Not a lot really happens though. The pranks are kind of bland (and surely defendable as not reality) and there are no meaningful stakes for us to get behind our anti-hero, and rally behind his actions. He doesn't change at all by the end of the film and so overall he is just a dick. That's the point, I suppose.

Another rewarding effort though from a very consistent CHCH team.

DICK, ACTUALLY has got a lot of soul at its center and another slam dunk from the ghost researchers!

By soul I mean there are some best-in-show elements at play here, most notably a fantastic lead performance from Scott Koorey, an actor so good he should be more famous. It's great watching Scott perform a role like this and seeing his subtle reactions and nuanced expressions, and just knowing any other actor would have overplayed these moments.

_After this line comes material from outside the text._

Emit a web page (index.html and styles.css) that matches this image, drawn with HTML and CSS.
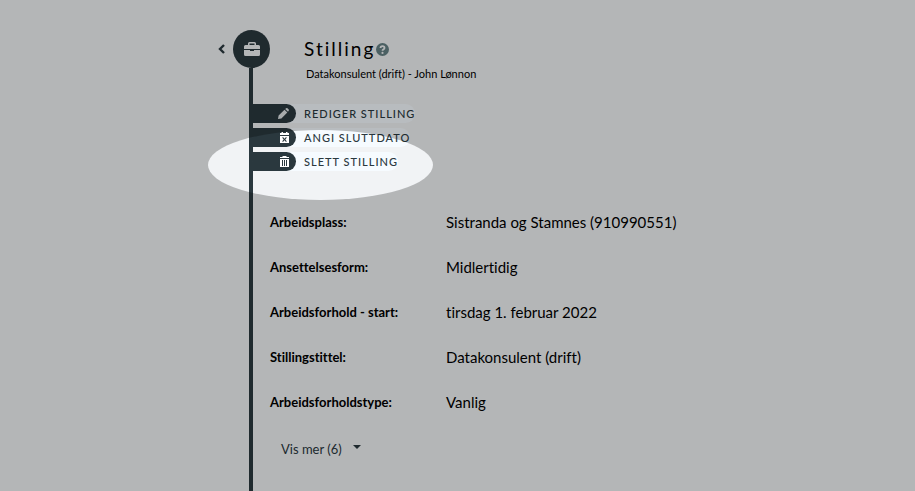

The film in general, I think is completely held up by Scott's performance here, as well as the award winning VFX which give the film its own identity - as with the Scottish vibes of LAST LORD OF SCOTLAND, this ia another example of a motif most 48Hours teams wouldn't think to include.

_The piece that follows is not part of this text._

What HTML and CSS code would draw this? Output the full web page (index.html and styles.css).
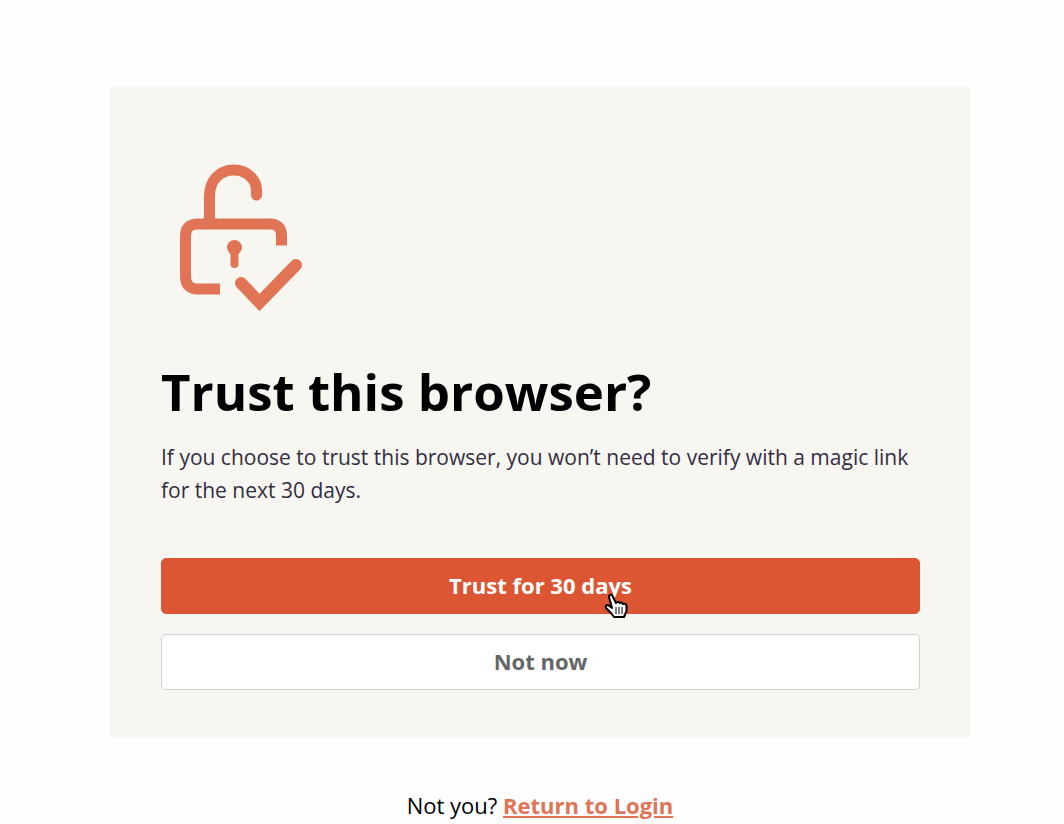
FILE: index.html
```html
<!DOCTYPE html>
<html lang="en">
<head>
    <meta charset="UTF-8">
    <meta name="viewport" content="width=device-width, initial-scale=1.0">
    <title>Trust this browser?</title>
    <link rel="stylesheet" href="styles.css">
</head>
<body>
    <main class="container">
        <svg class="lock-icon" viewBox="1 0 160 175" aria-hidden="true">
            <g fill="none" stroke="#e17455" stroke-width="11">
                <path d="M49.5 70V46C49.5 30 60 20 74 20S96.5 31 96.5 40V45"/>
                <path d="M96.5 40V45" stroke-linecap="round"/>
                <path d="M60 139H38Q25.5 139 25.5 126V86Q25.5 74 38 74H110Q121.5 74 121.5 86V95.5"/>
                <path d="M81 133l18.5 19.5L136 115" stroke-width="12" stroke-linecap="round"/>
                <path d="M74.5 98v16" stroke-width="8" stroke-linecap="round"/>
            </g>
            <circle cx="74.5" cy="97.5" r="7.5" fill="#e17455"/>
        </svg>
        <h1>Trust this browser?</h1>
        <p class="message">If you choose to trust this browser, you won’t need to verify with a magic link for the next 30 days.</p>
        <div class="buttons">
            <button type="button" class="btn trust-btn">Trust for 30 days
                <svg class="cursor" viewBox="0 0 24 27" aria-hidden="true">
                    <path d="M8 15L5 4Q5 1 8 2L12 10Q14 8 16 10Q18 9 19 11Q22 10 22.5 13V18L20 24H10L7 20L2 15Q1 12 4 12Z" fill="#fff" stroke="#000" stroke-width="2" stroke-linejoin="round"/>
                    <path d="M12 14v7M15 14v7M18 14v7" stroke="#000" stroke-width="1"/>
                </svg>
            </button>
            <button type="button" class="btn skip-btn">Not now</button>
        </div>
    </main>
    <p class="login">Not you? <a href="#">Return to Login</a></p>
</body>
</html>
```
FILE: styles.css
```css
* {
    box-sizing: border-box;
}
body {
    margin: 0;
    padding: 86px 24px 0 40px;
    background: #fefefe;
    color: #000;
    font-family: "Open Sans", sans-serif;
}
.container {
    max-width: 860px;
    margin: 0 auto;
    padding: 64px 50px 48px 51px;
    background: #f7f6f1;
}
.lock-icon {
    display: block;
    width: 160px;
    height: 175px;
}
h1 {
    margin: 32px 0 16px;
    font-size: 51px;
    line-height: 68px;
}
.message {
    margin: 0;
    color: #342d43;
    font-size: 21px;
    line-height: 33px;
}
.buttons {
    display: grid;
    gap: 20px;
    margin-top: 51px;
}
.btn {
    position: relative;
    height: 56px;
    padding: 0 16px 2px;
    border: 1px solid #d2d2d2;
    border-radius: 5px;
    font-family: inherit;
    font-size: 22px;
    font-weight: 700;
    cursor: pointer;
}
.trust-btn {
    background: #dc5633;
    border-color: #dc5633;
    color: #fff;
}
.skip-btn {
    background: #fff;
    color: #666;
}
/* pointer resting on the primary button */
.cursor {
    position: absolute;
    top: 34px;
    left: calc(50% + 63px);
    width: 24px;
    height: 27px;
}
.login {
    margin: 51px 0 0;
    font-size: 22px;
    line-height: 32px;
    text-align: center;
}
.login a {
    color: #e17455;
    font-weight: 700;
}
```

All of this being said, I'm not particularly enamored with the story - it's one of those maybe-too-simple plots which is held together mostly through the second act being a montage of funny sketches, and the rest feels very paint-by-numbers - I love the ending, but again, that mostly comes down to the performance of Scott and the reactions from the two kids.

I think SJGR's magnum opus is still their debut film CUSHY: A PULL STORY, which was a genuinely very inventive 48Hour film which would have probably done a lot better in the comp had it come out ten years earlier. The subsequent films have been great, but I feel like CUSHY is still unmatched, and I'd love to see the team tap back into whatever exactly made that film so special. Part of that was maybe that the team's serviceable but minimal technical side and production design served that story, whereas your last two films, I think, could have benefitted from flashier cinematography or a more experimental location than just a suburban house.

Things you got right: A commanding lead performance which IMO probably should have won, as well as awesome VFX which did win!

Things to work on for next time: I think ya'll are at the stage now where you need a challenge, and I think that challenge should maybe be in the aforementioned location of your next film. I don't wanna see another home base double as main location, what does a SJGR film look like set in the woods, or in an abandoned ware house, or in outer space?